**Given exercise:** Would you copy out the whole listing exactly as given?

## START

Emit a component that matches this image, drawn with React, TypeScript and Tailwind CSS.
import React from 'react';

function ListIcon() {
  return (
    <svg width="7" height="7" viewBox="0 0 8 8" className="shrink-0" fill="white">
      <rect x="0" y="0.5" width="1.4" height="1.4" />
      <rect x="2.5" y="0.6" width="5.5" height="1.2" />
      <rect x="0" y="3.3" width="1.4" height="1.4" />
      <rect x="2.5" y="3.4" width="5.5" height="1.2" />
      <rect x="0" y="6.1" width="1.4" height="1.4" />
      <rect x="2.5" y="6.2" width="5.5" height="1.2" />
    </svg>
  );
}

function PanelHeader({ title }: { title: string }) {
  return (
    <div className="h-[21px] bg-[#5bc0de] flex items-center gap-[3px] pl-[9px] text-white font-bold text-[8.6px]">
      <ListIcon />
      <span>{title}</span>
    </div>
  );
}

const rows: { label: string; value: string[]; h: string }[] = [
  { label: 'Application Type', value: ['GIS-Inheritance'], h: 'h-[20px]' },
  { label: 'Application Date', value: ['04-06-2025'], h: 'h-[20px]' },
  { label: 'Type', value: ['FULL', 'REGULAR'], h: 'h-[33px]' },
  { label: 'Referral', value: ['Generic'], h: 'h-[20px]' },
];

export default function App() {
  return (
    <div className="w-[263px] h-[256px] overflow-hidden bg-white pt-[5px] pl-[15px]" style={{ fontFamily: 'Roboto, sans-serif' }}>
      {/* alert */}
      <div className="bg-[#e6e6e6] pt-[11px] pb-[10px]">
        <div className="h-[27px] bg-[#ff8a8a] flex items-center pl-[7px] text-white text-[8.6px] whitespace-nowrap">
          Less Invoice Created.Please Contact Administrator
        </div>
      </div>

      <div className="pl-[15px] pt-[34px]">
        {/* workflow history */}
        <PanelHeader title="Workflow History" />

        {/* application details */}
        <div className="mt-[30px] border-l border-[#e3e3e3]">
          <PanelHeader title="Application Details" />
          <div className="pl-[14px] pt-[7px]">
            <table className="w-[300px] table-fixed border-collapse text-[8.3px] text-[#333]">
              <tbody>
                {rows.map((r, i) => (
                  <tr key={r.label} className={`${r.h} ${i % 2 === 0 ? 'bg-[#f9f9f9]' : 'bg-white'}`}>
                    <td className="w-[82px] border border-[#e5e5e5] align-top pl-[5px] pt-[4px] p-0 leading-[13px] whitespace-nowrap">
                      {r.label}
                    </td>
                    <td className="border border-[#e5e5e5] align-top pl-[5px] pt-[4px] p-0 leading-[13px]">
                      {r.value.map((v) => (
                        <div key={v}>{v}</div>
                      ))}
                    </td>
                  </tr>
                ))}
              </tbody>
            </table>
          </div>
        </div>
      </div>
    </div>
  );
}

## END

**The answer:**
Emit a component that matches this image, drawn with React, TypeScript and Tailwind CSS.
import React from 'react';

function ListIcon() {
  return (
    <svg width="7" height="7" viewBox="0 0 8 8" className="shrink-0" fill="white">
      <rect x="0" y="0.5" width="1.4" height="1.4" />
      <rect x="2.5" y="0.6" width="5.5" height="1.2" />
      <rect x="0" y="3.3" width="1.4" height="1.4" />
      <rect x="2.5" y="3.4" width="5.5" height="1.2" />
      <rect x="0" y="6.1" width="1.4" height="1.4" />
      <rect x="2.5" y="6.2" width="5.5" height="1.2" />
    </svg>
  );
}

function PanelHeader({ title }: { title: string }) {
  return (
    <div className="h-[21px] bg-[#5bc0de] flex items-center gap-[3px] pl-[9px] text-white font-bold text-[8.6px]">
      <ListIcon />
      <span>{title}</span>
    </div>
  );
}

const rows: { label: string; value: string[]; h: string }[] = [
  { label: 'Application Type', value: ['GIS-Inheritance'], h: 'h-[20px]' },
  { label: 'Application Date', value: ['04-06-2025'], h: 'h-[20px]' },
  { label: 'Type', value: ['FULL', 'REGULAR'], h: 'h-[33px]' },
  { label: 'Referral', value: ['Generic'], h: 'h-[20px]' },
];

export default function App() {
  return (
    <div className="w-[263px] h-[256px] overflow-hidden bg-white pt-[5px] pl-[15px]" style={{ fontFamily: 'Roboto, sans-serif' }}>
      {/* alert */}
      <div className="bg-[#e6e6e6] pt-[11px] pb-[10px]">
        <div className="h-[27px] bg-[#ff8a8a] flex items-center pl-[7px] text-white text-[8.6px] whitespace-nowrap">
          Less Invoice Created.Please Contact Administrator
        </div>
      </div>

      <div className="pl-[15px] pt-[34px]">
        {/* workflow history */}
        <PanelHeader title="Workflow History" />

        {/* application details */}
        <div className="mt-[30px] border-l border-[#e3e3e3]">
          <PanelHeader title="Application Details" />
          <div className="pl-[14px] pt-[7px]">
            <table className="w-[300px] table-fixed border-collapse text-[8.3px] text-[#333]">
              <tbody>
                {rows.map((r, i) => (
                  <tr key={r.label} className={`${r.h} ${i % 2 === 0 ? 'bg-[#f9f9f9]' : 'bg-white'}`}>
                    <td className="w-[82px] border border-[#e5e5e5] align-top pl-[5px] pt-[4px] p-0 leading-[13px] whitespace-nowrap">
                      {r.label}
                    </td>
                    <td className="border border-[#e5e5e5] align-top pl-[5px] pt-[4px] p-0 leading-[13px]">
                      {r.value.map((v) => (
                        <div key={v}>{v}</div>
                      ))}
                    </td>
                  </tr>
                ))}
              </tbody>
            </table>
          </div>
        </div>
      </div>
    </div>
  );
}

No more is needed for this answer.